Source material.
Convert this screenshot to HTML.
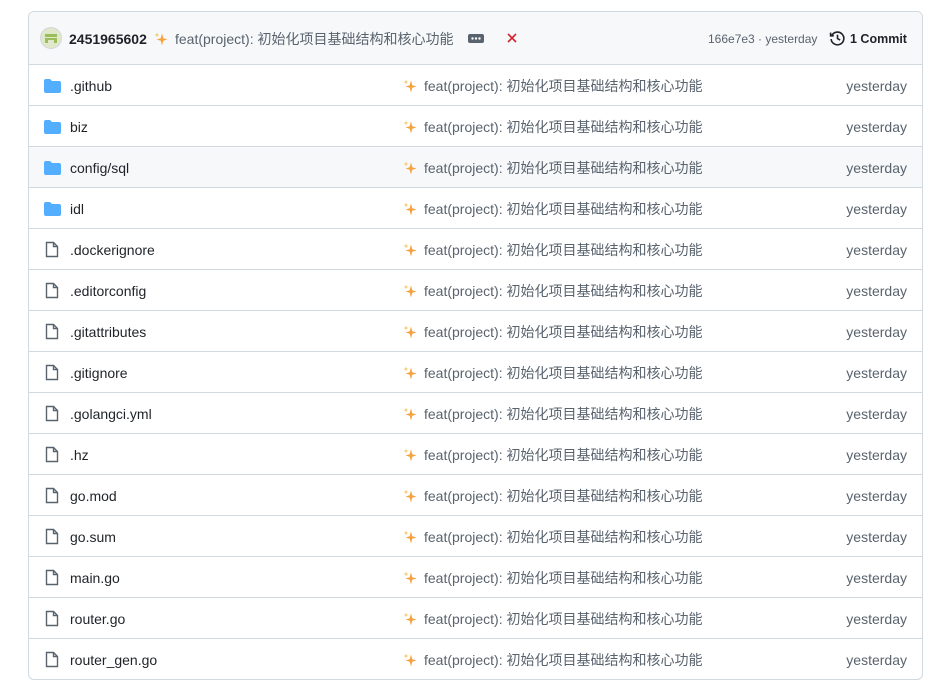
<!DOCTYPE html>
<html><head><meta charset="utf-8"><style>
body{margin:0;background:#fff;font-family:"Liberation Sans","Noto Sans CJK SC",sans-serif;font-size:14px;color:#1f2328;}
.box{position:absolute;left:28px;top:11px;width:893px;height:667px;border:1px solid #d1d9e0;border-radius:6px;overflow:hidden;}
.hdr{height:52px;background:#f6f8fa;border-bottom:1px solid #d1d9e0;position:relative;}
.row{height:40px;border-bottom:1px solid #d1d9e0;position:relative;}
.row:last-child{border-bottom:none}
.row.h{background:#f6f8fa}
.abs{position:absolute;white-space:nowrap;line-height:16px}
.name{left:41px;top:13px;color:#1f2328}
.msg{left:374px;top:13px;color:#59636e}
.date{right:15px;top:13px;color:#59636e}
.sp{display:inline-block;width:14px;height:14px;vertical-align:-2px;margin-right:7px}
</style></head><body>
<svg width="0" height="0" style="position:absolute"><defs><symbol id="spk" viewBox="0 0 14 14"><path d="M8 1.5L9.3 6.2 13.5 7.5 9.3 8.8 8 13.5 6.7 8.8 2.5 7.5 6.7 6.2z" fill="#f4a340"/><path d="M3 0.5L3.6 2.4 5.5 3 3.6 3.6 3 5.5 2.4 3.6 0.5 3 2.4 2.4z" fill="#f7c460"/></symbol></defs></svg>
<div class="box">
<div class="hdr">
<svg class="abs" style="left:11px;top:15px" width="22" height="22" viewBox="0 0 22 22"><circle cx="11" cy="11" r="10.5" fill="#dfe8c9" stroke="#d0d7de"/><rect x="5" y="7" width="12" height="3" fill="#9bbd5a"/><rect x="5" y="11" width="3" height="5" fill="#9bbd5a"/><rect x="14" y="11" width="3" height="5" fill="#9bbd5a"/><rect x="8" y="11" width="6" height="2" fill="#9bbd5a"/></svg>
<span class="abs" style="left:40px;top:19px;font-weight:bold">2451965602</span>
<span class="abs" style="left:125px;top:19px;color:#59636e"><svg class="sp"><use href="#spk"/></svg>feat(project): 初始化项目基础结构和核心功能</span>
<svg class="abs" style="left:439px;top:22px" width="16" height="9"><rect width="16" height="9" rx="2" fill="#59636e"/><circle cx="4.5" cy="4.5" r="1.2" fill="#fff"/><circle cx="8" cy="4.5" r="1.2" fill="#fff"/><circle cx="11.5" cy="4.5" r="1.2" fill="#fff"/></svg>
<svg class="abs" style="left:478px;top:21px" width="10" height="10" stroke="#d1242f" stroke-width="1.6"><path d="M1 1l8 8M9 1l-8 8"/></svg>
<span class="abs" style="left:679px;top:19px;color:#59636e;font-size:12px">166e7e3 · yesterday</span>
<svg class="abs" style="left:800px;top:18px" width="17" height="17" viewBox="0 0 16 16" fill="none" stroke="#1f2328" stroke-width="1.5"><path d="M2.5 5.5A6 6 0 1 1 2 8.5"/><path d="M1.5 2.5v3h3"/><path d="M8 4.5V8l2.5 1.5"/></svg>
<span class="abs" style="left:821px;top:19px;font-weight:bold;font-size:12.5px">1 Commit</span>
</div>
<div id="rows"></div>
</div>
<script>
var f=[[".github",1],["biz",1],["config/sql",1],["idl",1],[".dockerignore"],[".editorconfig"],[".gitattributes"],[".gitignore"],[".golangci.yml"],[".hz"],["go.mod"],["go.sum"],["main.go"],["router.go"],["router_gen.go"]];
var h="";f.forEach(function(r,i){
var ic=r[1]?'<svg class="abs" style="left:15px;top:14px" width="17" height="14" viewBox="0 0 17 14"><path d="M0 2a2 2 0 0 1 2-2h4l2 2h7a2 2 0 0 1 2 2v8a2 2 0 0 1-2 2H2a2 2 0 0 1-2-2z" fill="#54aeff"/></svg>':'<svg class="abs" style="left:16px;top:12px" width="14" height="17" viewBox="0 0 14 17" fill="none" stroke="#59636e" stroke-width="1.4"><path d="M1.5 1.5h7l4 4v10h-11z"/><path d="M8.5 1.5v4h4"/></svg>';
h+='<div class="row'+(i==2?' h':'')+'">'+ic+'<span class="abs name">'+r[0]+'</span><span class="abs msg"><svg class="sp"><use href="#spk"/></svg>feat(project): 初始化项目基础结构和核心功能</span><span class="abs date">yesterday</span></div>';});
document.getElementById("rows").innerHTML=h;
</script>
</body></html>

Aim of the task.
Reproduce every line above as written, skipping pictures.

Exercise response.
Convert this screenshot to HTML.
<!DOCTYPE html>
<html><head><meta charset="utf-8"><style>
body{margin:0;background:#fff;font-family:"Liberation Sans","Noto Sans CJK SC",sans-serif;font-size:14px;color:#1f2328;}
.box{position:absolute;left:28px;top:11px;width:893px;height:667px;border:1px solid #d1d9e0;border-radius:6px;overflow:hidden;}
.hdr{height:52px;background:#f6f8fa;border-bottom:1px solid #d1d9e0;position:relative;}
.row{height:40px;border-bottom:1px solid #d1d9e0;position:relative;}
.row:last-child{border-bottom:none}
.row.h{background:#f6f8fa}
.abs{position:absolute;white-space:nowrap;line-height:16px}
.name{left:41px;top:13px;color:#1f2328}
.msg{left:374px;top:13px;color:#59636e}
.date{right:15px;top:13px;color:#59636e}
.sp{display:inline-block;width:14px;height:14px;vertical-align:-2px;margin-right:7px}
</style></head><body>
<svg width="0" height="0" style="position:absolute"><defs><symbol id="spk" viewBox="0 0 14 14"><path d="M8 1.5L9.3 6.2 13.5 7.5 9.3 8.8 8 13.5 6.7 8.8 2.5 7.5 6.7 6.2z" fill="#f4a340"/><path d="M3 0.5L3.6 2.4 5.5 3 3.6 3.6 3 5.5 2.4 3.6 0.5 3 2.4 2.4z" fill="#f7c460"/></symbol></defs></svg>
<div class="box">
<div class="hdr">
<svg class="abs" style="left:11px;top:15px" width="22" height="22" viewBox="0 0 22 22"><circle cx="11" cy="11" r="10.5" fill="#dfe8c9" stroke="#d0d7de"/><rect x="5" y="7" width="12" height="3" fill="#9bbd5a"/><rect x="5" y="11" width="3" height="5" fill="#9bbd5a"/><rect x="14" y="11" width="3" height="5" fill="#9bbd5a"/><rect x="8" y="11" width="6" height="2" fill="#9bbd5a"/></svg>
<span class="abs" style="left:40px;top:19px;font-weight:bold">2451965602</span>
<span class="abs" style="left:125px;top:19px;color:#59636e"><svg class="sp"><use href="#spk"/></svg>feat(project): 初始化项目基础结构和核心功能</span>
<svg class="abs" style="left:439px;top:22px" width="16" height="9"><rect width="16" height="9" rx="2" fill="#59636e"/><circle cx="4.5" cy="4.5" r="1.2" fill="#fff"/><circle cx="8" cy="4.5" r="1.2" fill="#fff"/><circle cx="11.5" cy="4.5" r="1.2" fill="#fff"/></svg>
<svg class="abs" style="left:478px;top:21px" width="10" height="10" stroke="#d1242f" stroke-width="1.6"><path d="M1 1l8 8M9 1l-8 8"/></svg>
<span class="abs" style="left:679px;top:19px;color:#59636e;font-size:12px">166e7e3 · yesterday</span>
<svg class="abs" style="left:800px;top:18px" width="17" height="17" viewBox="0 0 16 16" fill="none" stroke="#1f2328" stroke-width="1.5"><path d="M2.5 5.5A6 6 0 1 1 2 8.5"/><path d="M1.5 2.5v3h3"/><path d="M8 4.5V8l2.5 1.5"/></svg>
<span class="abs" style="left:821px;top:19px;font-weight:bold;font-size:12.5px">1 Commit</span>
</div>
<div id="rows"></div>
</div>
<script>
var f=[[".github",1],["biz",1],["config/sql",1],["idl",1],[".dockerignore"],[".editorconfig"],[".gitattributes"],[".gitignore"],[".golangci.yml"],[".hz"],["go.mod"],["go.sum"],["main.go"],["router.go"],["router_gen.go"]];
var h="";f.forEach(function(r,i){
var ic=r[1]?'<svg class="abs" style="left:15px;top:14px" width="17" height="14" viewBox="0 0 17 14"><path d="M0 2a2 2 0 0 1 2-2h4l2 2h7a2 2 0 0 1 2 2v8a2 2 0 0 1-2 2H2a2 2 0 0 1-2-2z" fill="#54aeff"/></svg>':'<svg class="abs" style="left:16px;top:12px" width="14" height="17" viewBox="0 0 14 17" fill="none" stroke="#59636e" stroke-width="1.4"><path d="M1.5 1.5h7l4 4v10h-11z"/><path d="M8.5 1.5v4h4"/></svg>';
h+='<div class="row'+(i==2?' h':'')+'">'+ic+'<span class="abs name">'+r[0]+'</span><span class="abs msg"><svg class="sp"><use href="#spk"/></svg>feat(project): 初始化项目基础结构和核心功能</span><span class="abs date">yesterday</span></div>';});
document.getElementById("rows").innerHTML=h;
</script>
</body></html>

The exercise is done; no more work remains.